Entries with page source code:

■ ■ ■ ■ ■ ■ ■

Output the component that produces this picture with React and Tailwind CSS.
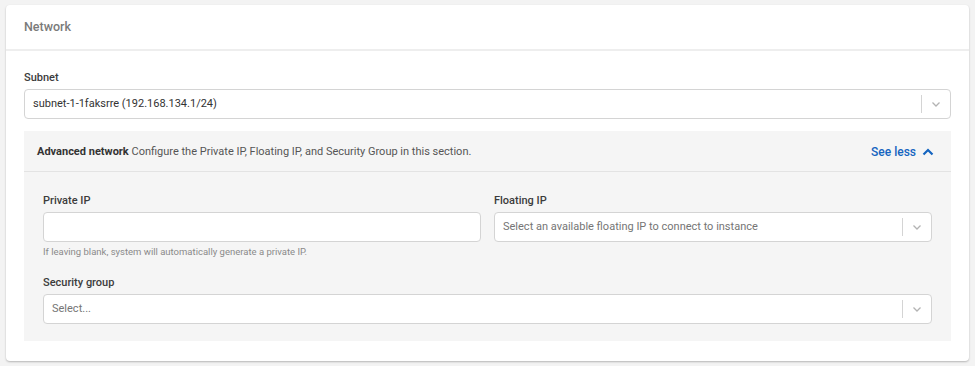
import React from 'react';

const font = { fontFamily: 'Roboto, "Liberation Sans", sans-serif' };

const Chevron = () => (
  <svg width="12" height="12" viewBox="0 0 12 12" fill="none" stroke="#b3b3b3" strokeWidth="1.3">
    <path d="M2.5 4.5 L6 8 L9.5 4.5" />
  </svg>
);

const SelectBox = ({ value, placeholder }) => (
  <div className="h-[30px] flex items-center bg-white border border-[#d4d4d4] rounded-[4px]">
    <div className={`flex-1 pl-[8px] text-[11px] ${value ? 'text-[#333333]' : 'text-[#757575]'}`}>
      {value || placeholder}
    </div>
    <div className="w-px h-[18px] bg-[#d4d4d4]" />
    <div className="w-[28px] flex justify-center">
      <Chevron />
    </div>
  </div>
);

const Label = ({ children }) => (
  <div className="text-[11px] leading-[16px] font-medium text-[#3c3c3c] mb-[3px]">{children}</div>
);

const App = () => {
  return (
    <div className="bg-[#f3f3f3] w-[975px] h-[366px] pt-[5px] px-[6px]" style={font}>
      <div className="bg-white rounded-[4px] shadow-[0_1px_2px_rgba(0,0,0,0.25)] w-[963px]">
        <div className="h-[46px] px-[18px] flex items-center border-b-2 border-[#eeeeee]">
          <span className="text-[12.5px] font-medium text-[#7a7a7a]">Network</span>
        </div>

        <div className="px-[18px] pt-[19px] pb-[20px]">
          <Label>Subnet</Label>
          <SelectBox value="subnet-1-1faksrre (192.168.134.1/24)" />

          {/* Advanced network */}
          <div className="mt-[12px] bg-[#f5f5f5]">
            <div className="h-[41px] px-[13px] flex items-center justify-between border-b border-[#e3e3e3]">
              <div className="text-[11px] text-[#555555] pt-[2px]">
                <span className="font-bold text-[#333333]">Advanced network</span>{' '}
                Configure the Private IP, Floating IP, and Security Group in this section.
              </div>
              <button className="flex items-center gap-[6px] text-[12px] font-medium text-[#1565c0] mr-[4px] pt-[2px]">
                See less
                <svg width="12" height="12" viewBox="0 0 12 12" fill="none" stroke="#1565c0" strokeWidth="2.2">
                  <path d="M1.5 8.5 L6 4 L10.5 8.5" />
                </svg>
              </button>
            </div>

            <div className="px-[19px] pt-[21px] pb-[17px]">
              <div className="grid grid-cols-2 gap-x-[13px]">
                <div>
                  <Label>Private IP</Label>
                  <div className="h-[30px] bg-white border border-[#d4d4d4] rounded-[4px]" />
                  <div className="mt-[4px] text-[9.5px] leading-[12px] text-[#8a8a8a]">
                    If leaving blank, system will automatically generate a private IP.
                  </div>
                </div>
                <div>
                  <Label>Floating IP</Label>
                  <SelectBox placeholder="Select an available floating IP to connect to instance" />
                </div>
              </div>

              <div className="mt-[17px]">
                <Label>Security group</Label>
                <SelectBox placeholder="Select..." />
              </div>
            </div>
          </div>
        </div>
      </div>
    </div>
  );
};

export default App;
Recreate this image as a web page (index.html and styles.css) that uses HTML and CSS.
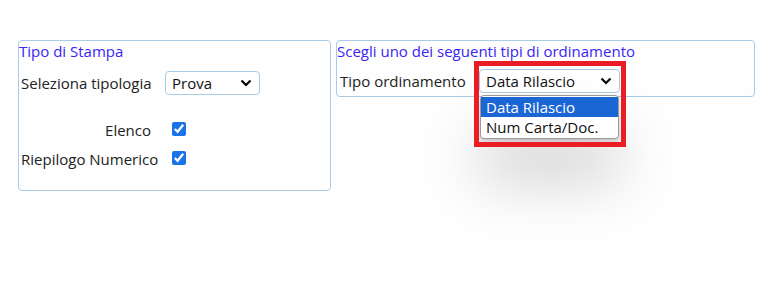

■ ■ ■ ■ ■ ■ ■

### Set exercise
Copy out each line exactly, without the pictures.

### Exercise solution
Output the component that produces this picture with React and Tailwind CSS.
import React from 'react';

const font = { fontFamily: 'Roboto, "Liberation Sans", sans-serif' };

const Chevron = () => (
  <svg width="12" height="12" viewBox="0 0 12 12" fill="none" stroke="#b3b3b3" strokeWidth="1.3">
    <path d="M2.5 4.5 L6 8 L9.5 4.5" />
  </svg>
);

const SelectBox = ({ value, placeholder }) => (
  <div className="h-[30px] flex items-center bg-white border border-[#d4d4d4] rounded-[4px]">
    <div className={`flex-1 pl-[8px] text-[11px] ${value ? 'text-[#333333]' : 'text-[#757575]'}`}>
      {value || placeholder}
    </div>
    <div className="w-px h-[18px] bg-[#d4d4d4]" />
    <div className="w-[28px] flex justify-center">
      <Chevron />
    </div>
  </div>
);

const Label = ({ children }) => (
  <div className="text-[11px] leading-[16px] font-medium text-[#3c3c3c] mb-[3px]">{children}</div>
);

const App = () => {
  return (
    <div className="bg-[#f3f3f3] w-[975px] h-[366px] pt-[5px] px-[6px]" style={font}>
      <div className="bg-white rounded-[4px] shadow-[0_1px_2px_rgba(0,0,0,0.25)] w-[963px]">
        <div className="h-[46px] px-[18px] flex items-center border-b-2 border-[#eeeeee]">
          <span className="text-[12.5px] font-medium text-[#7a7a7a]">Network</span>
        </div>

        <div className="px-[18px] pt-[19px] pb-[20px]">
          <Label>Subnet</Label>
          <SelectBox value="subnet-1-1faksrre (192.168.134.1/24)" />

          {/* Advanced network */}
          <div className="mt-[12px] bg-[#f5f5f5]">
            <div className="h-[41px] px-[13px] flex items-center justify-between border-b border-[#e3e3e3]">
              <div className="text-[11px] text-[#555555] pt-[2px]">
                <span className="font-bold text-[#333333]">Advanced network</span>{' '}
                Configure the Private IP, Floating IP, and Security Group in this section.
              </div>
              <button className="flex items-center gap-[6px] text-[12px] font-medium text-[#1565c0] mr-[4px] pt-[2px]">
                See less
                <svg width="12" height="12" viewBox="0 0 12 12" fill="none" stroke="#1565c0" strokeWidth="2.2">
                  <path d="M1.5 8.5 L6 4 L10.5 8.5" />
                </svg>
              </button>
            </div>

            <div className="px-[19px] pt-[21px] pb-[17px]">
              <div className="grid grid-cols-2 gap-x-[13px]">
                <div>
                  <Label>Private IP</Label>
                  <div className="h-[30px] bg-white border border-[#d4d4d4] rounded-[4px]" />
                  <div className="mt-[4px] text-[9.5px] leading-[12px] text-[#8a8a8a]">
                    If leaving blank, system will automatically generate a private IP.
                  </div>
                </div>
                <div>
                  <Label>Floating IP</Label>
                  <SelectBox placeholder="Select an available floating IP to connect to instance" />
                </div>
              </div>

              <div className="mt-[17px]">
                <Label>Security group</Label>
                <SelectBox placeholder="Select..." />
              </div>
            </div>
          </div>
        </div>
      </div>
    </div>
  );
};

export default App;
Recreate this image as a web page (index.html and styles.css) that uses HTML and CSS.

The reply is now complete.